There is little evidence this strategy will work. The UK has conducted several reviews of ‘red tape’ in the last ten years, while growth has continued to stagnate, as the government itself points out. Now the Retained EU Law Bill will give the government the ability to remove regulation, much of it environmental regulation to protect our rivers, beaches and air quality (while poor air quality is already responsible for more than 35,000 deaths in the UK annually), without a single vote in parliament.
Environmental regulations are not holding our economy back. OECD analysis shows environmental regulation has no detrimental effect on productivity overall, and actually boosts the performance of more advanced companies speeding the transition of the economy towards more environment friendly production. Indeed, the business community has been vocal in its calls for more environmental action from government. The World Economic Forum’s annual survey of business leaders, which asks them about the biggest risks they face to their business, consistently ranks climate change – and the failure of governments to address it – at the top. And a recent YouGov poll commissioned by the University of Cambridge Institute for Sustainability Leadership (CISL) found eight in ten leaders of large businesses across five continents believe regulation is needed for their net zero ambitions and for economy-wide decarbonisation.
There are many in the government who do recognise this. The UK’s announcement at COP26 last year that it would be the “world’s first net zero financial centre” was historic and world leading, positioning the UK’s powerful finance sector to better manage the enormous risks of a carbon bubble, and to take advantage of new opportunities in global financial markets arising from the transition. But recent reversals of the government’s previous efforts to support private sector investment in the low carbon economy, along with new support for high carbon industries, is creating uncertainty and confusion, and undermining the smart green investments that businesses have already made.
Investment zones can undermine business confidence to go for green tech
The introduction of investment zones is a case in point. They have not always proved to be an effective way to promote growth, with evaluations highlighting significant risk of displacement, ie just encouraging businesses to relocate from outside the zone to inside to take advantage of the tax benefits. And they further undermine general business confidence to invest in greener production technology when they rely on handing out licences to pollute in specific areas that jeopardise the health and wellbeing of local communities.
Instead, key policy building blocks to enable a pro-growth and resilience building transition to a net zero economy would be:
- A requirement for net zero transition plans by all large businesses by the end of 2023, as promised by the government.
- A Net Zero Investment Plan, setting out how government will incentivise investment in future growth industries.

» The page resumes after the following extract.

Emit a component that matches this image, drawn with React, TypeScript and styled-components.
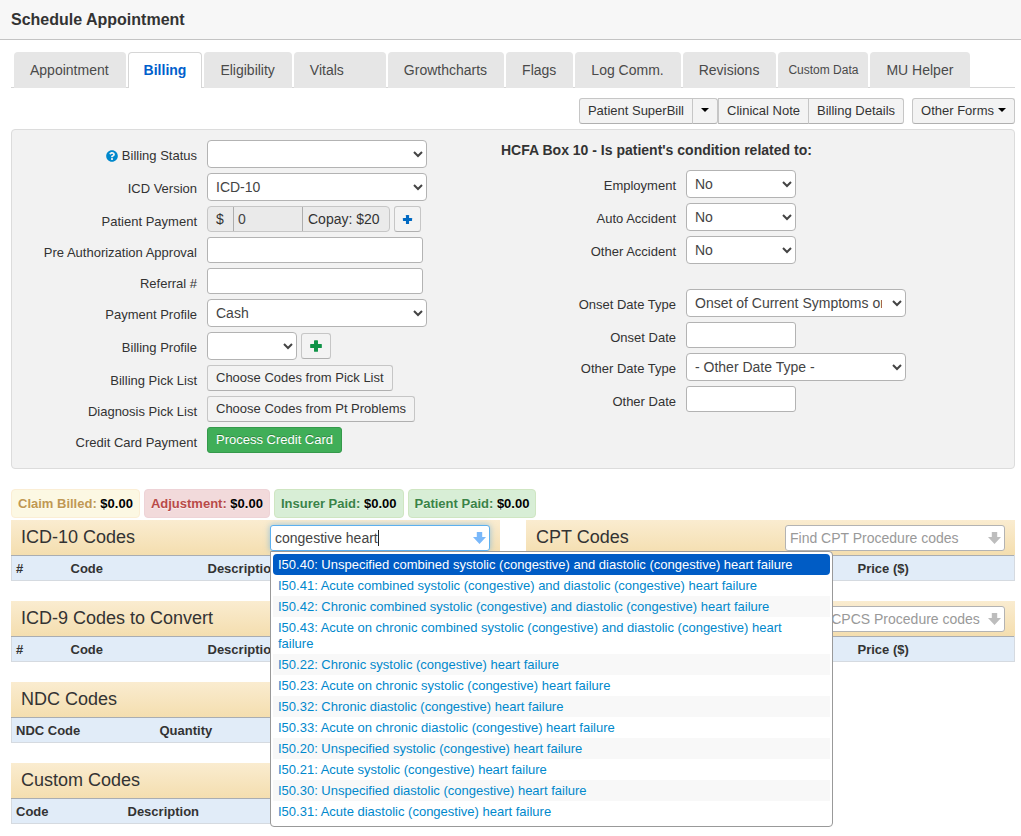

- A clear mandate for financial regulators to deliver a net zero aligned financial sector.
- Stopping support for fossil fuel industries which will soon become obsolete, and redeploying that capital and those skillsets in the growth industries of the future.
Stimulating the growth industries of the future in this way would benefit our economy in both the long and the short term. A report by eminent economists Stiglitz, Stern and Hepburn showed that renewable energy generates more jobs in the short run, which boosts spending and increases short run GDP multipliers, and highlighted evidence that “every $1m in spending generates 7.5 full-time jobs in renewables infrastructure, 7.7 in energy efficiency, but only 2.7 in fossil fuels”.
Why is green economy investment being ignored?
Questions are rightly being asked about whether the government’s growth plan is stoking inflation and adding to cost of living pressures by increasing mortgage rates, but not enough questions are being asked about whether it will actually deliver any growth, and why the options to grow new businesses and jobs through investment in green technologies and greening the economy – in ways that also save people money and reduce our dependence on gas – are being ignored.
WWF sits on the Treasury’s Transition Plan Taskforce (TPT) and works with many businesses, from Aviva to Tesco, to support the transition. We also work with farmers who are innovating and investing in greener food production, whilst striving to ensure they are not undercut by trade deals with countries with lower environmental and animal welfare standards. And we work in communities in the UK and all over the world to ensure that combatting climate change and conserving nature delivers benefits to people in terms of improved incomes and greater resilience, such as reduced risk of flooding and droughts.
We are doing the hard yards of making this transition work for business and communities, with colleagues from across business, finance and government who understand that the transition to a net zero and nature positive economy will stimulate growth and jobs in the industries of the future. And we know we could do a whole lot more with the right policy framework. There is a route out of this economic crisis, and if the government is really listening it will find the environment sector is a big source of solutions that will generate growth, benefit households, and increase the resilience of our economy.